Phonological rules have implications for how words will change pronunciation based on what affixes get attached. For example, imagine in your constructed language you make up a rule that o → u / _C (/o/ turns into [u] before any consonant). Now imagine you decided the way to form past-tense verbs is to add a suffix -t to the end of verbs, and the way to form present-tense is to add nothing to the verb. Now imagine your word for "want" is rito /ˈrito/. Your phonological rule will affect the root word in the past-tense only:

Present-tense: rito /ˈrito/
Past-tense: rito + t /ˈritot/ [ˈritut]

Types of Consonants

Consonants are those phonemes that are articulated with complete or partial closure of the vocal tract, in contrast with vowels which have a much more open articulation and usually form the nucleus (center) of a syllable.
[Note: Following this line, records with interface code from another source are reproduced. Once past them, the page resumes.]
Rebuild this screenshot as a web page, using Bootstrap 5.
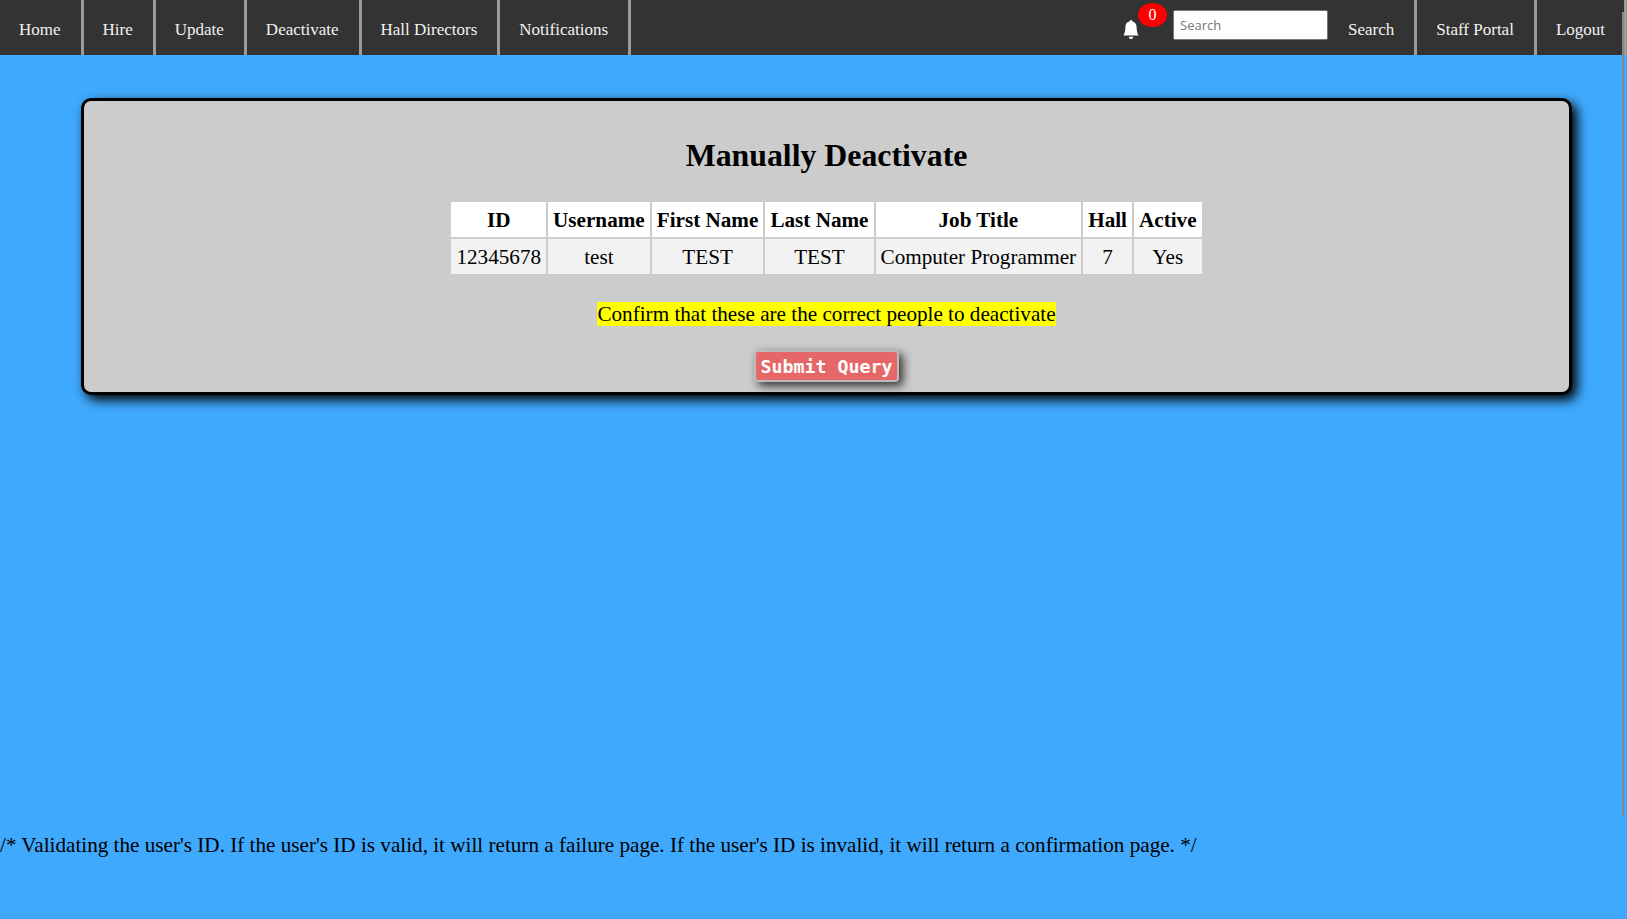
<!DOCTYPE html>
<html lang="en">
<head>
    <meta charset="UTF-8">
    <title>Manually Deactivate</title>
    <link href="https://cdn.jsdelivr.net/npm/bootstrap@5.3.3/dist/css/bootstrap.min.css" rel="stylesheet">
    <style>
        html, body {
            height: 100%;
            overflow: hidden;
        }

        body {
            font-family: "Liberation Serif", serif;
            background-color: #3fa9fd;
            color: #000;
            font-size: 21.17px;
            line-height: normal;
        }

        .top-bar {
            background: #333;
            height: 55px;
            padding: 0;
        }

        .top-link {
            display: block;
            height: 55px;
            padding: 20px 20px 0 19px;
            color: #f2f2f2;
            font-size: 17px;
            line-height: 20px;
            text-decoration: none;
            border-right: 3px solid #999;
        }

        .top-link.last-link {
            padding-right: 19px;
        }

        .bell-wrap {
            position: relative;
            width: 18px;
            height: 19px;
            margin-left: -1px;
            margin-right: 33px;
            margin-top: 3px;
        }

        .bell-wrap svg {
            display: block;
        }

        .bell-count {
            position: absolute;
            left: 16px;
            top: -17px;
            width: 29px;
            height: 24px;
            border-radius: 50%;
            background: #f00;
            color: #fff;
            font-size: 16px;
            line-height: 24px;
            text-align: center;
        }

        .search-box {
            width: 155px;
            height: 30px;
            margin-top: -5px;
            margin-right: 1px;
            padding: 1px 6px;
            font-family: "Open Sans", sans-serif;
            font-size: 13px;
            border: 1px solid #777;
            border-radius: 2px;
        }

        .search-box::placeholder {
            color: #757575;
        }

        .main-panel {
            margin: 43px 55px 0 81px;
            height: 297px;
            padding-top: 36px;
            background: #ccc;
            border: 3px solid #000;
            border-radius: 10px;
            box-shadow: 5px 5px 12px #000;
            text-align: center;
        }

        .main-panel h2 {
            font-size: 31.8px;
            font-weight: 700;
            line-height: 37px;
            margin: 0 0 26px;
        }

        .people-table {
            margin: 0 auto;
            border-collapse: separate;
            border-spacing: 2px;
        }

        .people-table th,
        .people-table td {
            padding: 6px 5px 4px;
            line-height: 25px;
            text-align: center;
        }

        .people-table th {
            background: #fff;
        }

        .people-table td {
            background: #f2f2f2;
        }

        .confirm-note {
            margin: 26px 0 23px;
            line-height: 25px;
        }

        .confirm-note span {
            background: #ff0;
        }

        .submit-query {
            width: 145px;
            height: 32px;
            padding: 0;
            font-family: "DejaVu Sans Mono", monospace;
            font-size: 18.3px;
            font-weight: 700;
            line-height: 25px;
            color: #fff;
            background: #e56767;
            border: 2px solid #bbb;
            border-radius: 4px;
            box-shadow: 4px 4px 10px #333;
        }

        .footer-note {
            margin: 438px 0 0;
            line-height: 25px;
        }

        .thin-scroll {
            position: fixed;
            top: 12px;
            right: 3px;
            width: 2px;
            height: 804px;
            background: #888;
        }
    </style>
</head>
<body>

<nav class="top-bar d-flex align-items-stretch justify-content-between">
    <div class="d-flex">
        <a class="top-link" href="#">Home</a>
        <a class="top-link" href="#">Hire</a>
        <a class="top-link" href="#">Update</a>
        <a class="top-link" href="#">Deactivate</a>
        <a class="top-link" href="#">Hall Directors</a>
        <a class="top-link" href="#">Notifications</a>
    </div>
    <div class="d-flex align-items-center">
        <div class="bell-wrap">
            <svg width="18" height="19" viewBox="0 0 16 16" preserveAspectRatio="none" fill="#fff"><path d="M8 16a2 2 0 0 0 2-2H6a2 2 0 0 0 2 2zm.995-14.901a1 1 0 1 0-1.99 0A5 5 0 0 0 3 6c0 1.098-.5 6-2 7h14c-1.5-1-2-5.902-2-7 0-2.42-1.72-4.44-4.005-4.901z"/></svg>
            <span class="bell-count">0</span>
        </div>
        <input class="search-box" type="text" placeholder="Search">
        <a class="top-link" href="#">Search</a>
        <a class="top-link" href="#">Staff Portal</a>
        <a class="top-link last-link" href="#">Logout</a>
    </div>
</nav>

<div class="main-panel">
    <h2>Manually Deactivate</h2>
    <table class="people-table">
        <tr>
            <th>ID</th><th>Username</th><th>First Name</th><th>Last Name</th><th>Job Title</th><th>Hall</th><th>Active</th>
        </tr>
        <tr>
            <td>12345678</td><td>test</td><td>TEST</td><td>TEST</td><td>Computer Programmer</td><td>7</td><td>Yes</td>
        </tr>
    </table>
    <p class="confirm-note"><span>Confirm that these are the correct people to deactivate</span></p>
    <button class="submit-query" type="button">Submit Query</button>
</div>

<p class="footer-note">/* Validating the user's ID. If the user's ID is valid, it will return a failure page. If the user's ID is invalid, it will return a confirmation page. */</p>

<div class="thin-scroll"></div>

<script src="https://cdn.jsdelivr.net/npm/bootstrap@5.3.3/dist/js/bootstrap.bundle.min.js"></script>
</body>
</html>
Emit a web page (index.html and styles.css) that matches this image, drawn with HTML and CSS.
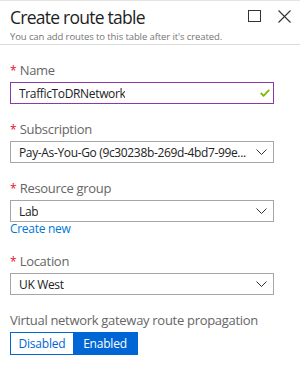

Consonants can be broken down into classes based on a matrix of 1) where in the mouth the tongue is placed to article the sound (place of articulation) and 2) how the sound is articulated from that place (manner of articulation). You can see this on the standard IPA chart.

Manners of articulation

Stops

Stops are probably the most common type of consonants. They are consonants where the air-flow through the mouth is momentarily completely blocked by either the tongue or lips, and then released. Examples in English are p, b, t, d, k, g. We can immediately contrast stops with consonants that have a continuous air flow, like s, z, m and n.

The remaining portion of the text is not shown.